The Washington Post is on the delicacy bandwaggon, too. In his piece, The Trouble With Syrah - which is shiraz - Dave McIntyre took a blast at “syrupy monsters, with alcohol levels often exceeding 15 percent but not enough fruit ... winemakers need to stop deadening our palates with excessive alcohol and learn to leave the finesse in the wine. Until they do, here's my advice: stick with proven winners, and always check the alcohol level on the label before buying.”

Which won’t work here - our winemakers are permitted 1.5% “error”, so 14.5% can be 16%; 15.5% might be 17%!

Appreciating that rare strong wines have sufficient natural acidity to balance their mass, McIntyre conceded that “some syrahs succeed in that fashion ... if anyone should offer you a glass of those hard-to-find rarities, don't hesitate to accept”, citing Sequel, John Duval’s 14.7% alcohol Washington state shiraz. (Since he quit making Grange, JD also has his own formidable John Duval Barossa brand.)
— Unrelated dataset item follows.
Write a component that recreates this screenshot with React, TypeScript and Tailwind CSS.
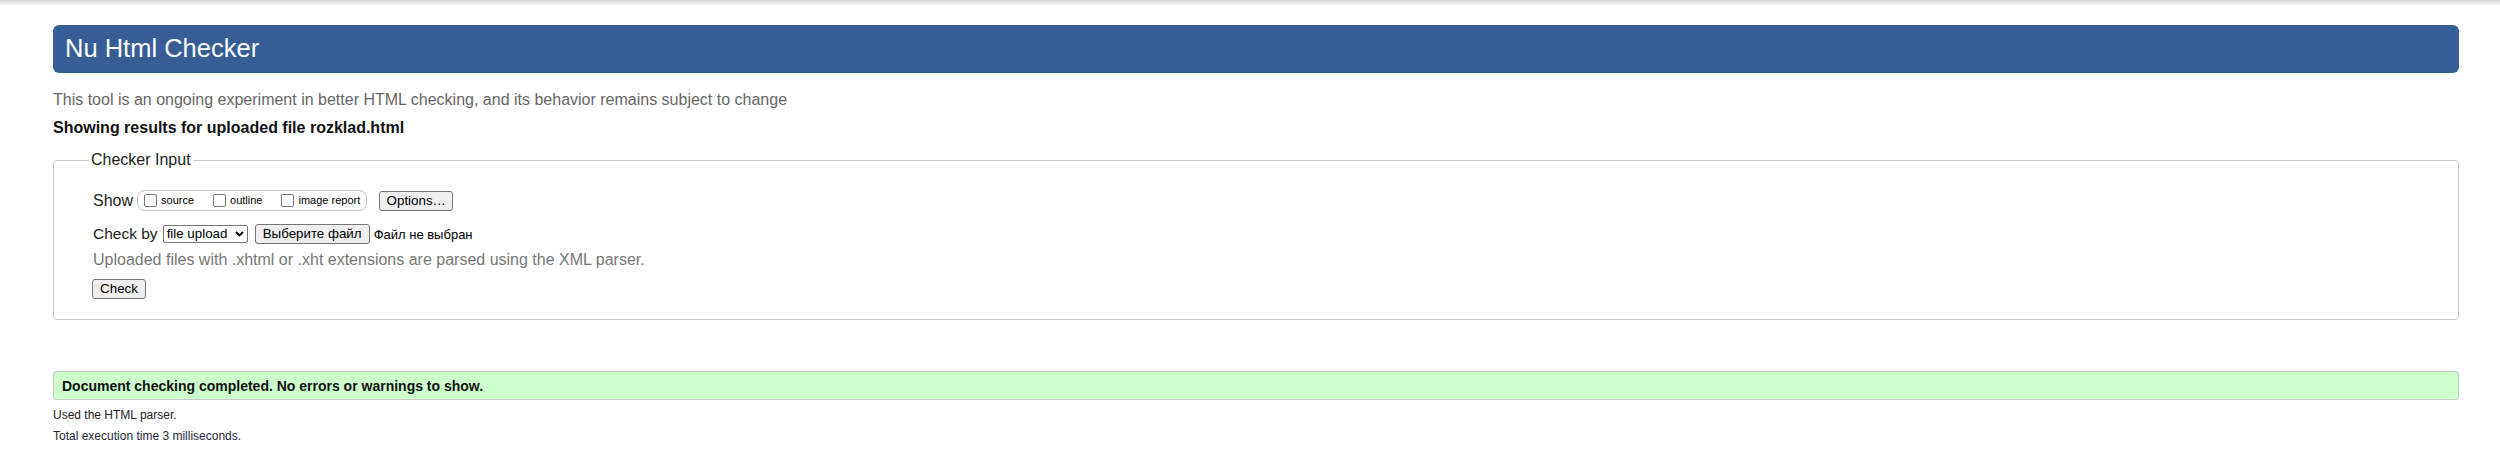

“But poor imitations abound”, McIntyre wrote. “ ‘Food friendly’ used to be a politely dismissive term to describe wines that show poorly in competitive tastings against big, floozy blockbusters. It's time to elevate ‘food friendly’ to the top rank of praise and reward wines that complement, rather than obliterate, dinner.”

See? He likes to eat. The lighter move is on, heavily.


Ocker winemakers might just manage to follow this criticism, even if it’s coming from the USA. They have a really good excuse. They can blame it on “the ’eat”. Scared of a repeat of last year’s record heatwave, thinking winemakers picked earlier this year, and from the hottest vintage ever, they’ll release wines two to four per cent lower in strength.

Prepare your sensitivities for these promising delicacies, and for the freshly-restored print of Wake In Fright, screening soon. I’m afraid we’re still very much the Australia portrayed therein. Like too many of our dumb, clumsy, dehydrated wines.